At first Caroline wanted to do country music. She thought she could market herself as a country artist because pop stars — such as Ariana Grande and Demi Lovato — dance on stage and wear revealing outfits, something Caroline wasn’t up to.

“I'm too old to be doing that,” she says.

She settled on country music but didn't get into the top 30 of American Idol’s 16th season. She was sent home and immediately called "Bubs" for advice. The two have known each other for 10-plus years (Cabrera even lived with Kidd Kraddick for a few years when Kidd was his mentor), and Caroline says their bond feels like family.

A phone call for advice turned into an invitation to Los Angeles for Cabrera to produce Caroline's music.

Cabrera says he wanted to give back to the Kraddicks by helping Caroline with her music career.

“My relationship with her dad goes way back,” Cabrera says. “Before I was ever signed or anything, he was kind of a big influence on me growing up. And eventually, he was a big supporter of mine and kind of put me on the stage before anyone really believed in me as a new artist.”

It felt like a full-circle moment for Cabrera, he says.

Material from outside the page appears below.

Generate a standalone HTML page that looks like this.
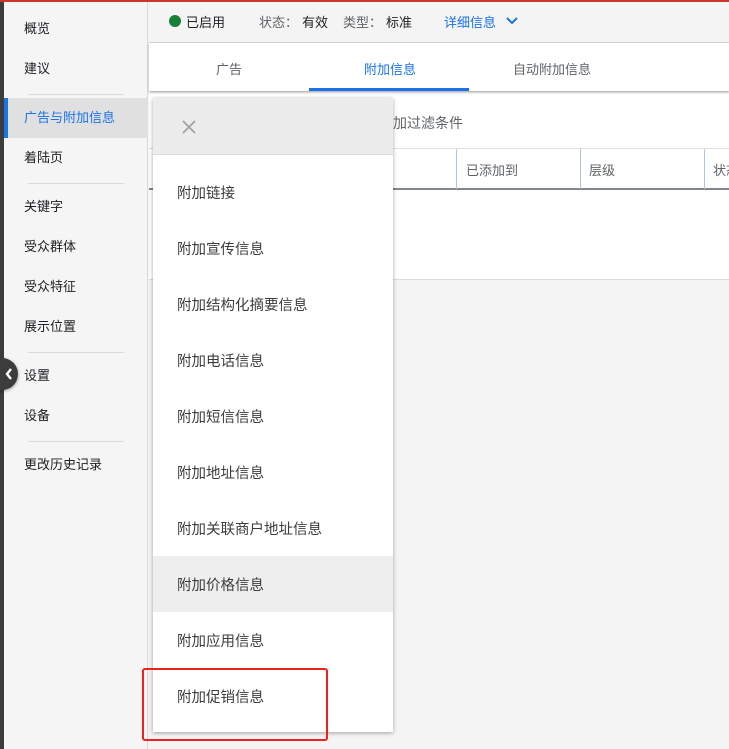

And it was made easy considering Caroline is a good songwriter.

“She’s awesome,” Cabrera says. “Anybody that’s willing to be honest … she’s very, very aware of who she is and she’s very high-spirited. When you get in a room with someone and are writing songs, it’s really important to be able to open up and she’s always been down to do that.”

They recorded her latest single, "Over," which teeters between pop and soulful, but she says in Dallas, she finds she can play anywhere, even a country music-heavy venue like The Rustic. And because she gives back 100 percent of the money she earns from her music to Kidd's Kids, Dallas audiences are able to connect with her better because they already know her last name.

On a Wednesday afternoon, Caroline sits outside near The Rustic's stage and sips a Dallas Blonde beer. She pulls out her phone to read a letter she wrote in high school to her 28-year-old self, which is how old she is today.

"I hope you're living a fabulous life in New York City and have already made it big on Broadway. Of course I hope you're famous and that all your hard work at OCU paid off. But I only really care that you are doing what you love to do and are happy. By now you should have had your Tony acceptance speech ready. If not, get working, honey. I hope you're in love with someone amazing and hope that you still want to have kids, or have kids already. Realistically though, Caroline, I hope that you are living in New York, Chicago or Dallas and affecting people with your performances.”

She looks up from her phone and reflects on the past 10 years.

“That's where I was like, OK, I haven't had my babies, I haven't gotten married, I'm not preparing my Tony speech, but I'm in Dallas and I'm affecting people with my performances. Whether that's performances like performing for Kidd's Kids or performing at The Rustic.”